La carne e lo spirito
di Antonino Trotta
Nella seconda compagnia di canto impegnata nelle recite di Carmen al Teatro Regio di Torino brillano le prove di Martina Belli e Giuliana Gianfaldoni.
Torino, 19 dicembre 2019 – Non è detto che per cantare, anzi essere, Carmen, il physique du rôle serva necessariamente: la seduzione, di cui la gitana è regina, scomoda tutti sensi che vanno dalla cintura pelvica in su. Del resto per soggiogare gli uomini, creature istintive e semplici, non occorre nemmeno troppo sforzo.

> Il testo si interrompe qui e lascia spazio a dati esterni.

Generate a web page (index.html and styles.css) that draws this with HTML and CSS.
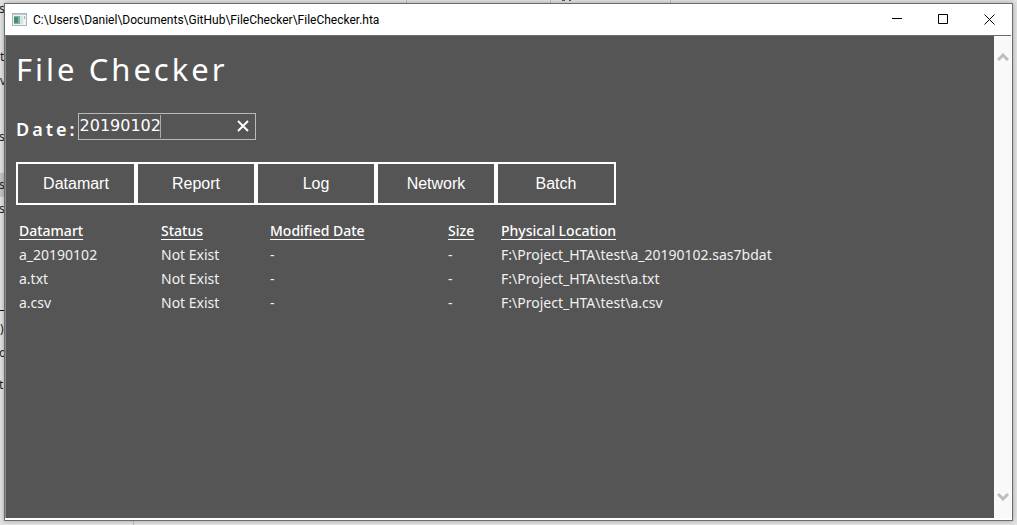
FILE: index.html
```
<!DOCTYPE html>
<html lang="en">
<head>
<meta charset="utf-8">
<title>File Checker</title>
<link rel="stylesheet" href="styles.css">
</head>
<body>
<div class="desktop" aria-hidden="true">
  <svg class="behind" width="700" height="525">
    <g class="ticks">
      <path d="M133.500 520v5M406.500 0v4M550.500 0v4M670.500 0v4"/>
    </g>
    <path class="dots" d="M562 0h3v1h-3zM569 0h2v1h-2z"/>
    <rect class="picked" x="0" y="173" width="5" height="24"/>
    <path class="rule" d="M0 310.500h5"/>
    <g class="scraps">
      <text x="-1" y="13">s</text>
      <text x="0" y="61">t</text>
      <text x="0" y="85">v</text>
      <text x="-1" y="141">s</text>
      <text x="-1" y="189">s</text>
      <text x="-1" y="213">s</text>
      <text x="0" y="333">)</text>
      <text x="-1" y="357">o</text>
      <text x="-1" y="389">t</text>
    </g>
  </svg>
</div>
<div class="window">
  <header class="titlebar">
    <svg class="app-icon" width="15" height="13" viewBox="0 0 15 13">
      <rect x=".5" y=".5" width="14" height="12" fill="#eef3f3" stroke="#aab4bb"/>
      <path d="M1 1h13v1H1z" fill="#bccbd8"/>
      <path d="M2 3h6v8H2z" fill="#7fb3a3"/>
      <path d="M2 4h4v6H2z" fill="#4a8c7a"/>
      <path d="M8 3h3v8H8z" fill="#d7e2e1"/>
      <path d="M12 3h1v3h-1z" fill="#9bb6c0"/>
    </svg>
    <span class="caption">C:\Users\Daniel\Documents\GitHub\FileChecker\FileChecker.hta</span>
    <button class="sysbtn" aria-label="Minimize"><svg width="10" height="11"><path d="M0 4.500h10"/></svg></button>
    <button class="sysbtn" aria-label="Maximize"><svg width="10" height="11"><path d="M.5 .5h9v9h-9z"/></svg></button>
    <button class="sysbtn" aria-label="Close"><svg width="11" height="11"><path d="M.5 .5l10 10M10.500 .5l-10 10"/></svg></button>
  </header>
  <div class="client">
    <main class="page">
      <h1>File Checker</h1>
      <div class="date-row">
        <label for="date">Date:</label>
        <div class="date-box">
          <input id="date" type="text" value="20190102">
          <span class="caret"></span>
          <button class="clear" aria-label="Clear"><svg width="12" height="12"><path d="M1 1l10 10M11 1L1 11"/></svg></button>
        </div>
      </div>
      <nav class="tabs">
        <button>Datamart</button>
        <button>Report</button>
        <button>Log</button>
        <button>Network</button>
        <button>Batch</button>
      </nav>
      <table>
        <colgroup><col class="c-name"><col class="c-status"><col class="c-date"><col class="c-size"><col></colgroup>
        <thead>
          <tr><th>Datamart</th><th>Status</th><th>Modified Date</th><th>Size</th><th>Physical Location</th></tr>
        </thead>
        <tbody>
          <tr><td>a_20190102</td><td>Not Exist</td><td>-</td><td>-</td><td>F:\Project_HTA\test\a_20190102.sas7bdat</td></tr>
          <tr><td>a.txt</td><td>Not Exist</td><td>-</td><td>-</td><td>F:\Project_HTA\test\a.txt</td></tr>
          <tr><td>a.csv</td><td>Not Exist</td><td>-</td><td>-</td><td>F:\Project_HTA\test\a.csv</td></tr>
        </tbody>
      </table>
    </main>
    <div class="scrollbar">
      <svg width="12" height="10"><path d="M1 8l5-5 5 5"/></svg>
      <svg width="12" height="10"><path d="M1 2l5 5 5-5"/></svg>
    </div>
  </div>
</div>
</body>
</html>
```
FILE: styles.css
```
* { box-sizing: border-box; }

body {
  margin: 0;
  height: 100vh;
  padding: 3px 4px 4px;
  background: #e3e3e3;
  font-family: "Noto Sans", "Open Sans", sans-serif;
  overflow: hidden;
}

button {
  margin: 0;
  padding: 0;
  border: 0;
  background: none;
  color: inherit;
}

svg { display: block; fill: none; }

/* what shows around the edges of the window */
.desktop { position: absolute; inset: 0; overflow: hidden; }
.ticks { stroke: #bdbdbd; }
.dots { fill: #555; }
.picked { fill: #c4c4c4; }
.rule { stroke: #111; }
.scraps { fill: #222; font-size: 12px; }

.window {
  position: relative;
  display: flex;
  flex-direction: column;
  height: 100%;
  background: #fff;
  border: 1px solid #6b6b6b;
  box-shadow: 0 0 5px rgba(0, 0, 0, .3);
}

.titlebar {
  display: flex;
  align-items: center;
  height: 31px;
  padding-left: 7px;
  color: #000;
}
.caption {
  flex: 1;
  padding-left: 6px;
  font: 12px/16px Roboto, "Noto Sans", sans-serif;
}
.sysbtn { display: grid; place-items: center; width: 46px; height: 30px; }
.sysbtn path { stroke: #000; }

.client {
  display: flex;
  flex: 1;
  margin: 0 1px 2px 0;
  border-top: 1px solid #6b6b6b;
  border-left: 1px solid #8a8a8a;
}

.page {
  flex: 1;
  padding: 12px 10px;
  background: #555;
  color: #fff;
}

h1 {
  margin: 0;
  font-size: 31px;
  line-height: 42px;
  font-weight: 400;
  letter-spacing: 3px;
}

.date-row { display: flex; margin-top: 23px; }
.date-row label {
  font-size: 18px;
  line-height: 32px;
  font-weight: 600;
  letter-spacing: 3px;
}
.date-box { position: relative; width: 178px; height: 27px; }
.date-box input {
  width: 100%;
  height: 100%;
  padding: 0 24px 3px 1px;
  border: 1px solid #b9b9b9;
  background: none;
  color: #fff;
  font: 16px "DejaVu Sans", sans-serif;
  outline: 0;
}
.caret { position: absolute; left: 82px; top: 2px; width: 1px; height: 23px; background: #aaa; }
.clear { position: absolute; right: 7px; top: 7px; }
.clear path { stroke: #fff; stroke-width: 2; }

.tabs { display: flex; margin-top: 17px; }
.tabs button {
  width: 120px;
  height: 43px;
  border: 2px solid #fff;
  font: 16px "Liberation Sans", Arial, sans-serif;
}

table {
  margin-top: 14px;
  border-collapse: collapse;
  font-size: 14px;
  line-height: 24px;
}
th, td { padding: 0 3px; text-align: left; white-space: nowrap; }
th { font-weight: 500; text-decoration: underline; text-underline-offset: 3px; }
td { color: #f0f0f0; }
.c-name { width: 142px; }
.c-status { width: 109px; }
.c-date { width: 178px; }
.c-size { width: 53px; }

.scrollbar {
  display: flex;
  flex-direction: column;
  justify-content: space-between;
  align-items: center;
  width: 17px;
  padding: 16px 0;
  background: #f9f9f9;
}
.scrollbar path { stroke: #bdbdbd; stroke-width: 3; }
```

Non è detto che il physique du rôle serva, ma se c’è, è tanto di guadagnato, specialmente nel momento in cui si individua nel bipolo Carmen-Micaëla e nel gineceo che Bizet quindi descrive il contrasto tra le possibili declinazioni della femminilità: quella della carnalità dannata e della purezza assoluta.
Sarebbe allora da ipocriti licenziare con sufficienza la bellezza prorompente di Martina Belli, viepiù se ella è sì virtuosa dell’accavallamento di gambe, ma anche e soprattutto artista elegantissima che qui al Regio di Torino dà vita a una Carmen ricca di nuance, sulla scena e nel canto. Belli è una cantante intelligente, attenta a limitare al minimo l’utilizzo di emissione di petto, come del resto avevamo già notato in occasione della scorsa Italiana in Algeri. Di ciò beneficia innanzitutto la voce, già interessante per il colore brunito e vellutato, che si conserva timbrata ed omogenea in tutta la gamma e assicura facili ascese all’acuto; ne beneficia inoltre l’interprete, prodiga nell’abbigliare con vesti voluttuose una donna passionaria, perché no fragile dinnanzi al diniego del dragone imbelle, sempre ammiccante e sensuale nel fraseggio ma mai volgare o scontata. E la linea di canto nitida e generosa di sfumature attesta peraltro il puntuale lavoro di approfondimento condotto sul personaggio: strega, ammaliatrice, diavolo, donna, femmina, tutte queste figure ora si intersecano, ora si sommano nella Carmen della Belli.
Se con Carmen si gravita nelle cerchie dell’inferno, la Micaëla di Giuliana Gianfaldoni, nemmeno fosse la Beatrice dantesca, ci accompagna direttamente in paradiso: con voce d’angelo nell’accezione più celeste del termine, musicalità spigliata e fine, fraseggio nobile e accenti dolenti, Gianfaldoni incanta il pubblico del Regio a suon di eterei filati – e, in tutta sincerità, non vediamo l’ora di riascoltarla come Nanetta al Municipale di Piacenza a gennaio! –. La sua Micaëla è l’espressione corporale della purezza, ma pure del candore, dell’ingenuità, dei valori convenzionali, insomma di quel mondo “semplice” da cui anche Don José proviene ed entro cui meglio si legge il dissidio interiore dell’antieroe bizetiano, anch’è a suo modo diviso tra carne e spirito.
Quanto al resto del cast, di valore è anche la prova di Andrei Kymach, baritono dalla voce rotonda, solida e ben proiettata che certo giova alla baldanza del torero. Meno entusiasmante il Don José di Peter Berger che ha bel timbro ma è spesso messo alle corde da suoni forzati e appesantiti. Tra il comprimariato invece, che forse nella recensione del primo cast abbiamo un po’ trascurato, vale la pena ribadire le belle prove di Costantino Finucci, Moralès tonitruante, e Sarah Baratta, Frasquita deliziosa per l’insolenza con cui le luminose puntatore svettano nei pezzi d’assieme.
Nulla da aggiungere in merito della direzione di Giacomo Sagripanti, all’ottava replica sopportata da un’orchestra smagliante. Sempre perfetto il coro. Ancora una volta platea gremita per questa Carmen che ha portato un po’ di calore latino nei freddi giorni prenatalizi.